Modern stacks often do **ELT** (load first into a staging area, transform inside the warehouse).

## 11) Slowly Changing Dimensions (SCD) — tiny taste
- **Type 1**: overwrite old attribute (no history). Simple.
- **Type 2**: keep history by adding a new row with a new surrogate key and validity dates.

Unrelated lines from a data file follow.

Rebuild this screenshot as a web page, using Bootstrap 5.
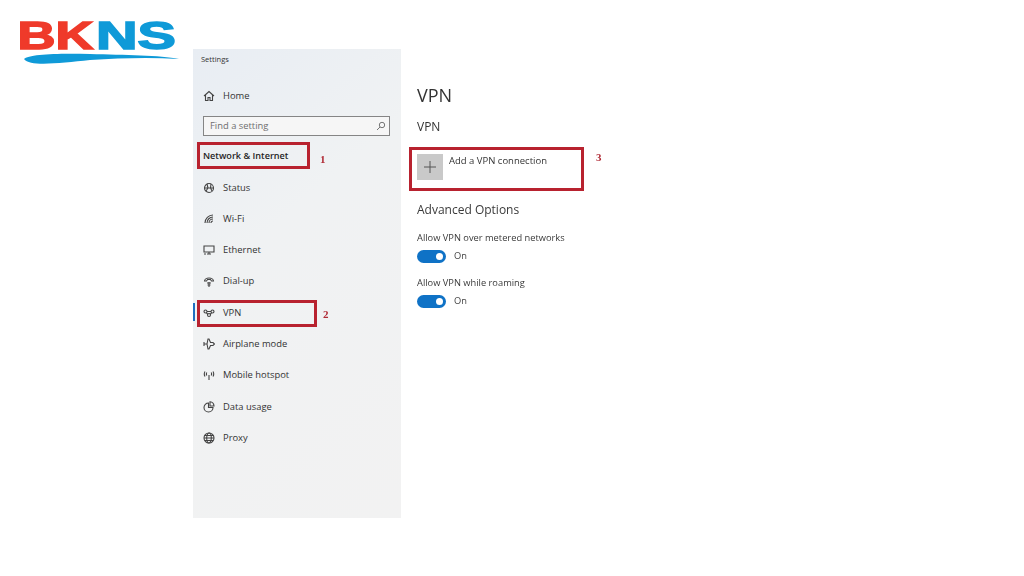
<!doctype html>
<html lang="en"><head><meta charset="utf-8"><title>VPN settings</title>
<link href="https://cdn.jsdelivr.net/npm/bootstrap@5.3.0/dist/css/bootstrap.min.css" rel="stylesheet">
<style>
html,body{height:576px;overflow:hidden;background:#fff}
body{font-family:"Open Sans","Noto Sans",sans-serif;color:#2b2b2b}
.stage{position:relative;width:1024px;height:576px}
.brand{position:absolute;left:0;top:0;width:190px;height:76px}
.shot{position:absolute;left:193px;top:49px;width:410px;height:469px}
.side{width:208px;height:469px;background:linear-gradient(140deg,#e8edf3 0%,#f0f2f3 38%,#f2f2f2 100%);position:relative;flex:none}
.s-title{font-size:7.5px;line-height:10px;padding:5px 0 0 8px;height:36px;color:#333}
.s-row{height:31.3px;font-size:9.4px;padding-left:10px;gap:8px;color:#333}
.s-row svg{width:12px;height:12px;flex:none;stroke:#444;fill:none;stroke-width:1.1}
.s-home{margin-top:-2px;height:26px}
.s-search{margin:7px 11px 0 10px;height:20px;border:1px solid #858585;background:#f6f6f6;font-size:9.4px;color:#6f6f6f;padding:0 3px 0 6px}
.s-search svg{width:10px;height:10px;stroke:#777;fill:none;stroke-width:1}
.s-head{font-size:9.1px;font-weight:600;color:#1f1f1f;padding-left:10px;height:20px;margin-top:10px;margin-bottom:6px}
.s-sel{position:absolute;left:0;top:254px;width:2px;height:18px;background:#1f6fc0}
.pane{padding:36px 0 0 16px;color:#333}
.p-h1{font-size:18px;line-height:20px;font-weight:400;margin:0 0 14px;color:#333}
.p-h2{font-size:12px;line-height:16px;font-weight:500;margin:0 0 19px;color:#333}
.p-add{gap:6px;font-size:9.5px;height:26px;margin-bottom:22px}
.p-plus{width:26px;height:26px;background:#c9c9c9;flex:none}
.p-plus svg{width:12px;height:12px;stroke:#555;stroke-width:1}
.p-h3{font-size:12px;line-height:16px;margin:0 0 14px;color:#3a3a3a}
.p-lab{font-size:9.3px;line-height:12px;margin-bottom:5.5px;color:#3a3a3a}
.p-tog{font-size:9.3px;gap:8px;height:13px;margin-bottom:14.5px;color:#444}
.p-sw{width:29px;height:13px;border-radius:7px;background:#0f72c6;position:relative;flex:none}
.p-sw::after{content:"";position:absolute;right:3px;top:3px;width:7px;height:7px;border-radius:50%;background:#fff}
.red{position:absolute;border:3px solid #b8222f}
.r1{left:197px;top:142px;width:113px;height:27px}
.r2{left:197px;top:300px;width:120px;height:27px}
.r3{left:409px;top:147px;width:175px;height:44px}
.num{position:absolute;font-family:"Liberation Serif",serif;font-weight:700;font-size:11px;line-height:12px;color:#b02a35}
.n1{left:320px;top:153px}.n2{left:323px;top:308px}.n3{left:596px;top:151px}
.shot,.red,.num{filter:blur(.4px)}
.brand{filter:blur(.3px)}
</style></head><body>
<div class="stage">
<svg class="brand" viewBox="0 0 190 76" aria-label="BKNS">
<text x="17.500" y="48.500" font-family="Liberation Sans" font-weight="700" font-size="39" textLength="76" lengthAdjust="spacingAndGlyphs" fill="#ef3a2a" stroke="#ef3a2a" stroke-width="1.500">BK</text>
<text x="96" y="48.500" font-family="Liberation Sans" font-weight="700" font-size="39" textLength="80" lengthAdjust="spacingAndGlyphs" fill="#0f9ad8" stroke="#0f9ad8" stroke-width="1.500">NS</text>
<path d="M24 59C28 54 60 53 90 54C125 55 160 55 179 59C150 57 120 58 90 60C60 63 30 67 24 59Z" fill="#0f9ad8"/>
</svg>

<div class="shot d-flex">
<aside class="side">
<div class="s-title">Settings</div>
<div class="s-row s-home d-flex align-items-center"><svg viewBox="0 0 12 12"><path d="M1 6 6 1.500 11 6M2.500 5v5.500h2.500V7.500h2v3h2.500V5"/></svg><span>Home</span></div>
<div class="s-search d-flex align-items-center justify-content-between"><span>Find a setting</span><svg viewBox="0 0 10 10"><circle cx="6" cy="4" r="2.700"/><path d="M4 6 1 9"/></svg></div>
<div class="s-head d-flex align-items-center">Network &amp; Internet</div>
<div class="s-row d-flex align-items-center"><svg viewBox="0 0 12 12"><circle cx="6" cy="6" r="4.500"/><path d="M1.500 6h9M4 2l1 4-2 3M8 2 7.500 6 9 9"/></svg>Status</div>
<div class="s-row d-flex align-items-center"><svg viewBox="0 0 12 12"><path d="M2 10a8 8 0 0 1 8-8M4 10a6 6 0 0 1 6-6M6 10a4 4 0 0 1 4-4M8 10a2 2 0 0 1 2-2"/></svg>Wi-Fi</div>
<div class="s-row d-flex align-items-center"><svg viewBox="0 0 12 12"><path d="M1 2h10v6H1zM4 10h4M6 8v2M1 10h2"/></svg>Ethernet</div>
<div class="s-row d-flex align-items-center"><svg viewBox="0 0 12 12"><path d="M1.500 5a4.500 3 0 0 1 9 0l-2 0-1-1.500h-3L3.500 5zM4 7h4M4.500 9h3M6 6v5"/></svg>Dial-up</div>
<div class="s-row d-flex align-items-center"><svg viewBox="0 0 12 12"><circle cx="2.500" cy="4.500" r="1.500"/><circle cx="9.500" cy="4.500" r="1.500"/><circle cx="6" cy="8" r="1.500"/><path d="M4 4.500h4M3.500 6 5 7.500M8.500 6 7 7.500"/></svg>VPN</div>
<div class="s-row d-flex align-items-center"><svg viewBox="0 0 12 12"><path d="M1 6h3l1-5h1l1.500 3.500H10L11.500 6 10 7.500H7.500L6 11H5L4 6M1 4v4"/></svg>Airplane mode</div>
<div class="s-row d-flex align-items-center"><svg viewBox="0 0 12 12"><path d="M6 6v5M2 2.500a5 5 0 0 0 0 5M10 2.500a5 5 0 0 1 0 5M3.800 3.500a3 3 0 0 0 0 3M8.200 3.500a3 3 0 0 1 0 3"/></svg>Mobile hotspot</div>
<div class="s-row d-flex align-items-center"><svg viewBox="0 0 12 12"><path d="M5.500 2a4.500 4.500 0 1 0 4.500 4.500H5.500zM7 .8A4.500 4.500 0 0 1 11 5H7z"/></svg>Data usage</div>
<div class="s-row d-flex align-items-center"><svg viewBox="0 0 12 12"><circle cx="6" cy="6" r="5"/><ellipse cx="6" cy="6" rx="2.300" ry="5"/><path d="M1 6h10M1.700 3.500h8.600M1.700 8.500h8.600"/></svg>Proxy</div>
<div class="s-sel"></div>
</aside>
<main class="pane flex-grow-1">
<h1 class="p-h1">VPN</h1>
<h2 class="p-h2">VPN</h2>
<div class="p-add d-flex"><div class="p-plus d-flex align-items-center justify-content-center"><svg viewBox="0 0 12 12"><path d="M6 0v12M0 6h12"/></svg></div><span>Add a VPN connection</span></div>
<h3 class="p-h3">Advanced Options</h3>
<div class="p-lab">Allow VPN over metered networks</div>
<div class="p-tog d-flex align-items-center"><div class="p-sw"></div><span>On</span></div>
<div class="p-lab">Allow VPN while roaming</div>
<div class="p-tog d-flex align-items-center"><div class="p-sw"></div><span>On</span></div>
</main>
</div>
<div class="red r1"></div><div class="red r2"></div><div class="red r3"></div>
<div class="num n1">1</div><div class="num n2">2</div><div class="num n3">3</div>
</div>
<script src="https://cdn.jsdelivr.net/npm/bootstrap@5.3.0/dist/js/bootstrap.bundle.min.js"></script>
</body></html>
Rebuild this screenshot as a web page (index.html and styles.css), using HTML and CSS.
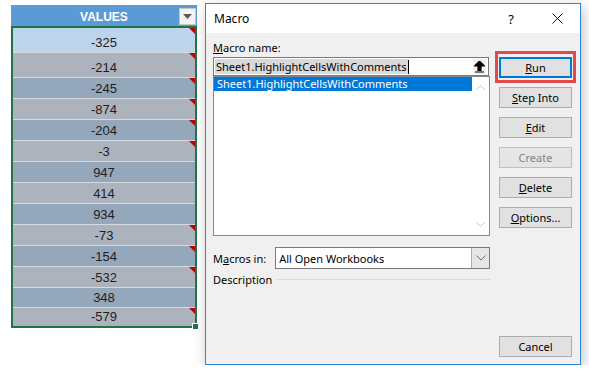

Most common for things like customer attributes that change over time.

We won’t implement a full SCD here, but remember: **facts** don’t change, **dimensions** can.

## 12) Recap — the 5 rules to remember
1. **Pick the grain first** (level of detail per fact row).
2. **Use surrogate keys** for dimensions.
3. **Keep facts numeric and additive/semi‑additive** where possible.
4. **Dimensions give context** (names, categories, dates, regions, etc.).
5. **Star join** makes analytics simple.

That’s it — small pieces, clear structure. You can scale this up later with real ETL and a database.